The failure of a reviewer to review all of the documentation provided could prove to be the basis of an appeal because the reviewer did not use clinical review judgment as required by Medicare regulations.
When You Can Expect Findings
The reviewers are required to complete the review and send you the results within a specific amount of time. The Medicare Program Integrity Manual, chapter 3, Section 3.3.1.1(H) states:
The MAC shall make a review determination, and mail the review results notification letter to the provider within 60 calendar days of receiving the requested documentation. For claims associated with any referrals to the UPIC for program integrity investigation, MACs shall stop counting the 60-day time period on the date the referral is made. The 60-day time period will be restarted on the date the MAC received requested input from the UPIC or is notified by the UPIC that the referral has been declined.
If you have not been notified within the 60-day period, check your remittance advisory to see if you have been paid for that claim. If you have not been paid or have not received a determination by the 70-day mark, then contact the Medicare administrative contractor and ask about the status of the review.

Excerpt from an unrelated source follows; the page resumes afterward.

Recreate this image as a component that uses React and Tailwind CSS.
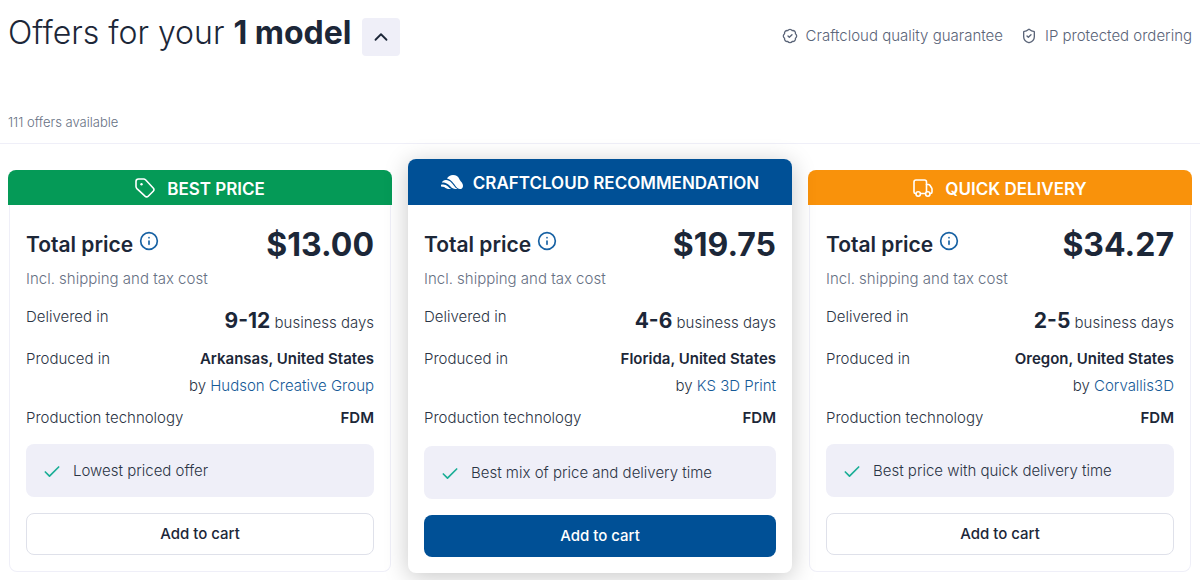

How Much Information Can You Expect to Receive?
Medicare administrative contractors are required to make specific information available to you regarding the results of the review. According to the Medicare Program Integrity Manual, chapter 3, Section 3.6.4 (B):
The MACs need provide only high-level information to providers when informing them of a prepayment denial via a remittance advice. In other words, the shared system remittance advice messages are sufficient notices to the provider. However, for medical record review, the provider should be notified through the shared system, but the MAC shall retain more detailed information in an accessible location so that upon written or verbal request from the provider, the MAC can explain the specific reason the claim was denied as incorrectly coded or otherwise inappropriate.

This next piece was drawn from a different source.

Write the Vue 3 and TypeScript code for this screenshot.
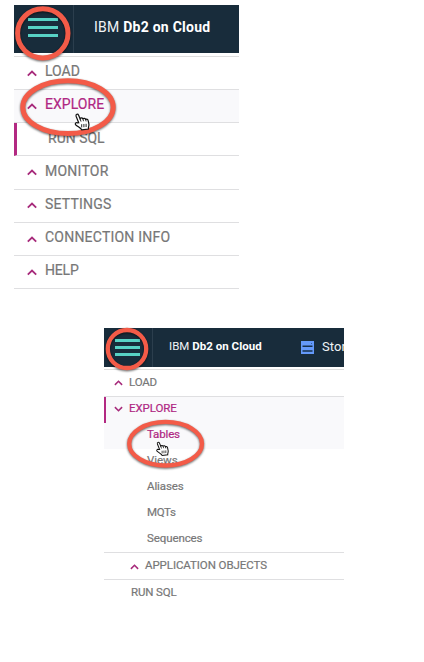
<script setup lang="ts">
interface Item {
  label: string
  kind: string
  arrow?: 'up' | 'down'
  track: number
}

const mainItems: Item[] = [
  { label: 'LOAD', kind: 'top', arrow: 'up', track: 0 },
  { label: 'EXPLORE', kind: 'top hot', arrow: 'up', track: 0.05 },
  { label: 'RUN SQL', kind: 'top current', track: 0 },
  { label: 'MONITOR', kind: 'top', arrow: 'up', track: 0.25 },
  { label: 'SETTINGS', kind: 'top', arrow: 'up', track: 0.2 },
  { label: 'CONNECTION INFO', kind: 'top', arrow: 'up', track: 0.22 },
  { label: 'HELP', kind: 'top', arrow: 'up', track: -0.2 },
]

const subItems: Item[] = [
  { label: 'LOAD', kind: 'top', arrow: 'up', track: -0.2 },
  { label: 'EXPLORE', kind: 'open', arrow: 'down', track: -0.1 },
  { label: 'Tables', kind: 'leaf hot', track: -0.15 },
  { label: 'Views', kind: 'leaf', track: -0.05 },
  { label: 'Aliases', kind: 'leaf', track: -0.1 },
  { label: 'MQTs', kind: 'leaf', track: -0.3 },
  { label: 'Sequences', kind: 'leaf last', track: -0.1 },
  { label: 'APPLICATION OBJECTS', kind: 'group', arrow: 'up', track: -0.08 },
  { label: 'RUN SQL', kind: 'plain', track: -0.15 },
]

const handOutline = 'M3.7 9.5 1.1 3C.4 1 2.8.1 3.6 2L5.1 5.6C5.7 4.5 7.3 4.5 7.9 5.5 8.8 4.8 10.3 5.1 10.6 6.2 11.8 5.6 13 6.3 13.2 7.5L13.9 11C14.2 13 13.1 14 13.4 15.8L6.8 16.7C6 14.8 3 13.6.6 11.5-.4 10.3 1 8.9 2.3 9.6Z'
const fingerLines = 'M5.1 5.6 6 8.4M7.9 5.5l.6 2.5M10.6 6.2l.5 2M6.7 11v3.2M8.9 10.8v3.2M11.1 10.6v3.2'
</script>

<template>
  <main class="page">
    <section class="panel large">
      <header class="bar">
        <div class="menu"><span class="burger"><i></i><i></i><i></i></span></div>
        <div class="title">IBM <b>Db2 on Cloud</b></div>
      </header>
      <nav>
        <div v-for="item in mainItems" :key="item.label" class="row" :class="item.kind">
          <svg v-if="item.arrow" class="arrow" viewBox="0 0 10 7"><path d="M.8 5.7 5 1.5 9.2 5.7" /></svg>
          <span class="label" :style="{ letterSpacing: item.track + 'px' }">{{ item.label }}</span>
        </div>
      </nav>
      <svg class="marks" viewBox="0 0 240 160">
        <g class="rings"><ellipse cx="42.8" cy="33.3" rx="25.2" ry="24.6" /><ellipse cx="68" cy="107.2" rx="45.2" ry="26.4" /></g>
        <g transform="translate(75 113.2)"><path class="hand" :d="handOutline" /><path class="fingers" :d="fingerLines" /></g>
      </svg>
    </section>

    <section class="panel small">
      <header class="bar">
        <div class="menu"><span class="burger"><i></i><i></i><i></i></span></div>
        <div class="title">IBM <b>Db2 on Cloud</b></div>
        <svg class="storage" viewBox="0 0 13 13"><path d="M0 0h13v13H0z" fill="#6499fa" /><path d="M1.5 5.3h10M1.5 10h10" stroke="#15304c" stroke-width="1.5" /><path d="M10 2.5h1" stroke="#34629e" /></svg>
        <span class="stor">Stor</span>
      </header>
      <nav>
        <div v-for="item in subItems" :key="item.label" class="row" :class="item.kind">
          <svg v-if="item.arrow" class="arrow" :class="item.arrow" viewBox="0 0 10 7"><path d="M.8 5.7 5 1.5 9.2 5.7" /></svg>
          <span class="label" :style="{ letterSpacing: item.track + 'px' }">{{ item.label }}</span>
        </div>
      </nav>
      <svg class="marks" viewBox="0 0 240 160">
        <g class="rings narrow"><ellipse cx="23" cy="21" rx="19.2" ry="19" /><ellipse cx="61.6" cy="115.7" rx="36.4" ry="21.8" /></g>
        <g transform="translate(52.5 113.5) scale(.84)"><path class="hand" :d="handOutline" /><path class="fingers" :d="fingerLines" /></g>
      </svg>
    </section>
  </main>
</template>

<style>
body { background: #fff; }
</style>

<style scoped>
.page { box-sizing: border-box; height: 662px; padding-top: 5px; overflow: hidden; font-family: Roboto, "Liberation Sans", sans-serif; }
.panel { position: relative; }
.large { width: 225px; margin-left: 14px; height: 323px; }
.small { width: 240px; margin-left: 104px; }
.bar { display: flex; align-items: center; background: #182c3b; color: #f0f4f6; white-space: nowrap; overflow: hidden; }
.large .bar { height: 48px; }
.small .bar { height: 39px; }
.menu { box-sizing: border-box; align-self: stretch; border-right: 1px solid #2b3e4d; flex: none; }
.large .menu { width: 60px; padding: 13px 0 0 14px; }
.small .menu { width: 49px; padding: 11px 0 0 11px; }
.burger { display: flex; flex-direction: column; }
.large .burger { width: 30px; gap: 5px; }
.small .burger { width: 25px; gap: 4px; }
.burger i { height: 3px; background: #57d2c5; }
.title { flex: none; }
.title b { font-weight: 700; color: #fff; }
.large .title { font-size: 14px; margin: -4px 0 0 20px; letter-spacing: .25px; }
.small .title { font-size: 11.5px; margin: -3px 0 0 16px; width: 93px; letter-spacing: .02px; }
.storage { width: 13px; height: 13px; margin-left: 39px; flex: none; margin-top: -1px; }
.stor { font-size: 13px; margin: -3px 0 0 8px; letter-spacing: .1px; }
nav { border-top: 1px solid #dedede; }
.large nav { margin-top: 3px; }
.small nav { margin-top: 2px; }
.row { box-sizing: border-box; display: flex; align-items: center; color: #777; white-space: nowrap; -webkit-text-stroke: .2px currentColor; }
.large .row { height: 33.15px; border-bottom: 1px solid #dfdfe1; padding-left: 13px; font-size: 14px; padding-bottom: 3.5px; }
.large .arrow { width: 10px; height: 7px; margin: 4px 8px 0 0; }
.large .hot { background: #f9f9fb; }
.row.hot { color: #b02783; }
.large .current { border-left: 3px solid #b32982; padding-left: 31px; }
.arrow { flex: none; overflow: visible; }
.arrow path { fill: none; stroke: #a72b7b; stroke-width: 1.8; }
.small .row { height: 26px; font-size: 11.5px; }
.small .arrow { width: 9px; height: 6px; margin: 3px 6px 0 0; }
.small .down { transform: rotate(180deg); }
.small .row.top { height: 27px; border-bottom: 1px solid #dfdfe1; padding: 0 0 3px 10px; }
.small .open { color: #b02783; border-left: 2px solid #b32982; padding: 0 0 4.5px 8px; background: #f9f9fb; }
.small .leaf { padding: 0 0 4.5px 43px; }
.small .leaf.hot { background: #f9f9fb; }
.small .last { border-bottom: 1px solid #dfdfe1; padding-bottom: 3px; }
.small .row.group { height: 27px; border-bottom: 1px solid #dfdfe1; padding: 0 0 2px 26px; }
.small .plain { padding: 0 0 3px 27px; }
.marks { position: absolute; width: 240px; height: 160px; overflow: visible; pointer-events: none; }
.large .marks { left: -14px; top: -5px; }
.small .marks { left: 0; top: 0; }
.rings { fill: none; stroke: #f35b48; stroke-width: 5; filter: drop-shadow(0 1px 1px #0009); }
.narrow { stroke-width: 4.3; }
.hand { fill: #fff; stroke: #111; stroke-width: 1.2; }
.fingers { fill: none; stroke: #111; stroke-width: .9; }
</style>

If you have questions about the results of the review, then contact the Medicare administrative contractor and ask them. They are required to provide you with additional information if you ask.
It is rare that a reviewer will not follow these regulations. That being said, I have been involved in cases in which the reviewers have played fast and loose with the rules. They have done things like calling the office and demanding that records be faxed to them the same day.
If something like this should happen to you, then quote the regulations to them and talk to their supervisors. You do not need to take any abuse from a reviewer.
Take-Home Points
Medicare is entitled to access to patient records in order to determine if payment is appropriate. However, when asking for those records it has specific rules and regulations it is required to follow; and rules and regulations for reporting the results of these reviews.
I have given you an overview of these rules, along with the citations of where they can be found. If reviewers do not follow these rules and regulations then you have a basis for challenging them – and the tools necessary to do so.